De uitspraak is vastgesteld op 26 augustus 2004 door mrs. Boersma, voorzitter, Van de Merwe en Hamer, leden, in tegenwoordigheid van mr. Van Schaik als griffier. De beslissing is op dezelfde dag ter openbare zitting uitgesproken.

Het Hof heeft geen bezwaar tegen afgifte door de griffier van een afschrift van de uitspraak in geanonimiseerde vorm.

Tegen deze uitspraak kan binnen zes weken na de verzenddatum van deze uitspraak beroep in cassatie worden ingesteld bij de Hoge Raad der Nederlanden.
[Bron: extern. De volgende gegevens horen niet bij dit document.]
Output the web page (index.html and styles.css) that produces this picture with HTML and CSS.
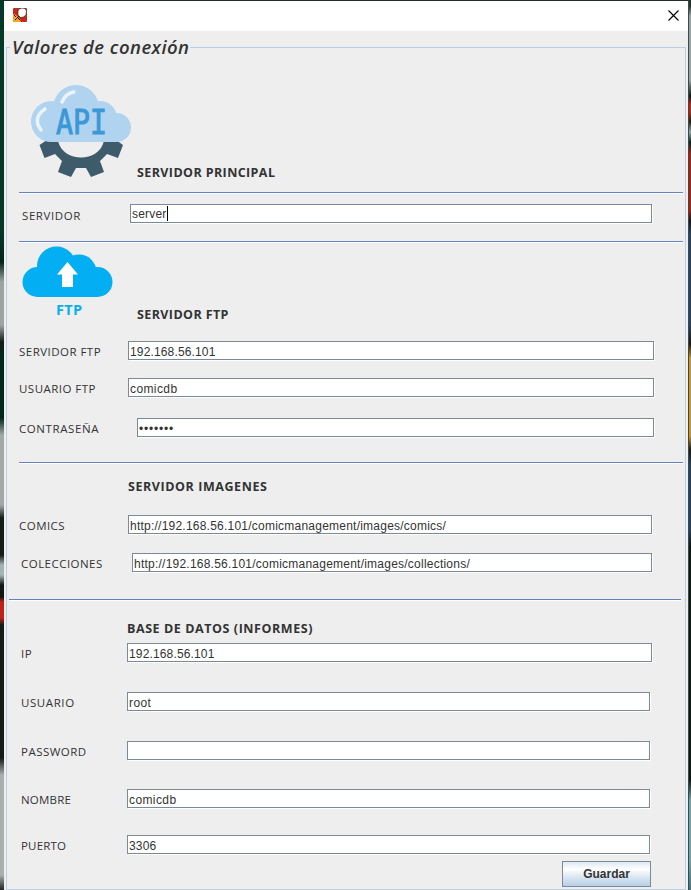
FILE: index.html
```
<!DOCTYPE html>
<html lang="es">
<head>
<meta charset="utf-8">
<title>Valores de conexión</title>
<link rel="stylesheet" href="styles.css">
</head>
<body>
<div class="desktop">
<main class="window">
  <header class="titlebar">
    <svg class="app-icon" width="14" height="14" viewBox="0 0 14 14"><rect width="14" height="14" rx="1" fill="#c52b1c"/><path d="M0 6l3 1 3 3 2 4H0z" fill="#f4a51c"/><path d="M1 7l2 2M2 12l4-4M5 10l2 2" stroke="#251b16" stroke-width="1"/><path d="M6 1l3-1 3 .5 1.500 2.500-.5 4-2.500 2-3 .5L5 7V3z" fill="#fff" stroke="#251b16" stroke-width=".6"/></svg>
    <svg class="close" width="11" height="11" viewBox="0 0 11 11"><path d="M.5.5l10 10M10.500.5l-10 10" stroke="#000" stroke-width="1.1"/></svg>
  </header>
  <section class="group">
    <h1 class="legend"><span>Valores de conexión</span></h1>
    <div class="banner banner-api">
      <svg width="102" height="94" viewBox="0 0 102 94">
        <path d="M17 55L9.500 60 14.500 73 25 69 32 76 28 87 41 92 46 83H56L61 92 74 87 70 76 77 69 88 73 93 60 86 55z" fill="#3e5b6b"/>
        <path d="M28 56C33 78 69 78 74 56z" fill="#eee"/>
        <g fill="#b0d3ef"><circle cx="21.500" cy="36.500" r="20.500"/><circle cx="46" cy="23" r="23"/><circle cx="70" cy="33" r="17"/><circle cx="86.500" cy="42.500" r="14.500"/><rect x="21" y="35" width="66" height="22"/></g>
        <path d="M32 17Q36 8 44 7M15 24Q2 33 11 45" fill="none" stroke="#e9f4fc" stroke-width="3.500" stroke-linecap="round"/>
        <text x="26" y="48.500" textLength="51" lengthAdjust="spacingAndGlyphs" class="api-word">API</text>
      </svg>
      <h2 class="w-main">SERVIDOR PRINCIPAL</h2>
    </div>
    <hr class="first">
    <div class="row server"><label class="wide">SERVIDOR</label><div class="field focus">server</div></div>
    <hr class="second">
    <div class="banner banner-ftp">
      <svg width="92" height="72" viewBox="0 0 92 72">
        <g fill="#03aef2"><circle cx="15.500" cy="36" r="15"/><circle cx="34.500" cy="20" r="19.500"/><circle cx="57" cy="26" r="17.500"/><circle cx="75.500" cy="36" r="15"/><rect x="15" y="25" width="60.500" height="26"/></g>
        <path d="M45.500 16L56 28.500H51V41H40V28.500H35z" fill="#fff"/>
        <text x="34" y="68.500" textLength="26" class="ftp-word">FTP</text>
      </svg>
      <h2 class="w-ftp">SERVIDOR FTP</h2>
    </div>
    <div class="row f1"><label>SERVIDOR FTP</label><div class="field num">192.168.56.101</div></div>
    <div class="row f2"><label>USUARIO FTP</label><div class="field">comicdb</div></div>
    <div class="row f3"><label class="wide">CONTRASEÑA</label><div class="field dots">•••••••</div></div>
    <hr class="third">
    <h2 class="images-title">SERVIDOR IMAGENES</h2>
    <div class="row i1"><label>COMICS</label><div class="field url">http://192.168.56.101/comicmanagement/images/comics/</div></div>
    <div class="row i2"><label>COLECCIONES</label><div class="field url">http://192.168.56.101/comicmanagement/images/collections/</div></div>
    <hr class="fourth">
    <h2 class="db-title">BASE DE DATOS (INFORMES)</h2>
    <div class="row d1"><label>IP</label><div class="field num">192.168.56.101</div></div>
    <div class="row d2"><label class="wide">USUARIO</label><div class="field">root</div></div>
    <div class="row d3"><label>PASSWORD</label><div class="field"></div></div>
    <div class="row d4"><label class="narrow">NOMBRE</label><div class="field">comicdb</div></div>
    <div class="row d5"><label class="narrow">PUERTO</label><div class="field num">3306</div></div>
    <button type="button">Guardar</button>
  </section>
</main>
</div>
</body>
</html>
```
FILE: styles.css
```
* { box-sizing: border-box; }
body { margin: 0; color: #333; font-family: "Comic Sans MS", "Open Sans", sans-serif; }
.desktop {
  height: 890px; padding: 1px 2px 0 4px; overflow: hidden;
  background:
    linear-gradient(#06382a 0 230px, #02251c 262px, #9ca5a3 282px 325px, #151b17 342px, #03291f 355px 418px, #a0a9a7 435px 505px, #151b17 518px 555px, #a4b4b4 565px 575px, #101715 585px 597px, #bd221b 602px 618px, #151b17 625px 758px, #a8b0af 775px 875px, #222 890px) left / 4px 100% no-repeat,
    linear-gradient(#25332f 0 6px, #99a3a3 16px 80px, #111b16 96px, #b8261b 104px 112px, #202218 122px, #99a8a8 132px, #082820 142px, #aa2015 154px 210px, #17161a 221px, #29435f 234px 325px, #1b1812 344px, #c49530 358px 436px, #181c16 450px, #29405c 465px 530px, #0c1714 547px 780px, #75a1a8 800px 860px, #3f747b 890px) right / 4px 100% no-repeat,
    #252b28;
}
.window { height: 889px; background: #eee; border-right: 1px solid #414746; }
.titlebar { height: 30px; background: #fff; display: flex; justify-content: space-between; align-items: flex-start; padding: 7px 9px 0; }
.close { margin: 2px 0 0; }
.group { display: flex; flex-direction: column; height: 843px; margin: 16px 2px 0; border: 1px solid #b8cfe5; }
.legend { height: 24px; margin: -13px 0 0 3px; font: italic 600 18.500px/24px "Comic Sans MS", "Open Sans", sans-serif; letter-spacing: .45px; }
.legend span { display: inline-block; padding: 0 1px 0 2px; background: #eee; }
h2 { margin: 0; font-size: 12.500px; line-height: 16px; font-weight: 700; letter-spacing: .57px; white-space: nowrap; }
.w-main, .w-ftp { letter-spacing: .4px; }
.banner { display: flex; align-items: flex-end; }
.banner-api { height: 94px; margin: 26px 0 0 23px; }
.banner-api h2 { margin: 0 0 -2px 5px; }
.api-word { font: 34px "DejaVu Sans Mono", monospace; fill: #3b98d7; stroke: #3b98d7; stroke-width: 1px; }
.ftp-word { font: 700 14.500px "Open Sans", sans-serif; fill: #0aaeef; }
hr { flex: none; width: 664px; height: 2px; margin: 14px 0 0 12px; border: 0; border-top: 1px solid #6382bf; background: #fff; }
hr.first { margin-top: 13px; }
.row { display: grid; height: 20px; flex: none; line-height: 20px; }
label { font-size: 11.500px; line-height: 22px; white-space: nowrap; letter-spacing: .47px; }
label.wide { letter-spacing: .58px; }
label.narrow { letter-spacing: .2px; }
.field { height: 19px; padding: 2px 0 0 1px; border: 1px solid #7a8a99; background: #fff; box-shadow: 1px 1px #fff; font: 12px/17px "Liberation Sans", Arial, sans-serif; letter-spacing: .4px; white-space: nowrap; }
.num { letter-spacing: .15px; }
.url { letter-spacing: .23px; }
.dots { letter-spacing: .8px; }
.server { grid-template-columns: 108px 522px; margin: 10px 0 0 15px; }
.server label { line-height: 24px; }
.focus { letter-spacing: .2px; padding-top: 1px; }
.focus::after { content: ""; display: inline-block; width: 1px; height: 15px; background: #000; vertical-align: -3px; }
hr.second { margin-top: 17px; }
.banner-ftp { height: 72px; margin: 3px 0 0 15px; }
.banner-ftp h2 { margin: 0 0 -5px 23px; }
.f1, .f2 { grid-template-columns: 109px 526px; margin-left: 12px; }
.f1 { margin-top: 23px; }
.f2 { margin-top: 17px; }
.f3 { grid-template-columns: 118px 517px; margin: 20px 0 0 12px; }
hr.third { margin-top: 24px; }
.images-title { margin: 15px 0 0 121px; }
.i1 { grid-template-columns: 109px 524px; margin: 20px 0 0 12px; }
.i2 { grid-template-columns: 111px 520px; margin: 18px 0 0 14px; }
hr.fourth { width: 672px; margin: 26px 0 0 2px; }
.db-title { margin: 20px 0 0 120px; }
.d1, .d2, .d3, .d4, .d5 { grid-template-columns: 106px 523px; margin-left: 14px; }
.d1 { grid-template-columns: 106px 525px; margin-top: 6px; }
.d2, .d3 { margin-top: 29px; }
.d4 { margin-top: 28px; }
.d5 { margin-top: 26px; }
button { align-self: flex-start; width: 89px; height: 26px; margin: 6px 0 0 555px; padding: 0; border: 1px solid #7a8a99; color: #333; font: 700 12px "Liberation Sans", Arial, sans-serif; background: linear-gradient(#dde8f3, #fff 30%, #dde8f3 60%, #b8cfe5); }
```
Daarbij moet het volgende in acht worden genomen:

- Het instellen van beroep in cassatie geschiedt door het indienen van een beroep-schrift bij dit gerechtshof (zie voor het adres de begeleidende brief).

- Bij het beroepschrift wordt een afschrift van de bestreden uitspraak overgelegd.

- Het beroepschrift wordt ondertekend en bevat ten minste:

a. de naam en het adres van de indiener;

b. de dagtekening;

c. een omschrijving van de uitspraak waartegen het beroep in cassatie is gericht;

d. de gronden van het beroep in cassatie.

Voor het instellen van beroep is een griffierecht verschuldigd. Na het instellen van beroep in cassatie ontvangt U een nota griffierecht van de griffier van de Hoge Raad.

In het cassatieberoepschrift kan de Hoge Raad verzocht worden om de wederpartij te veroordelen in de proceskosten.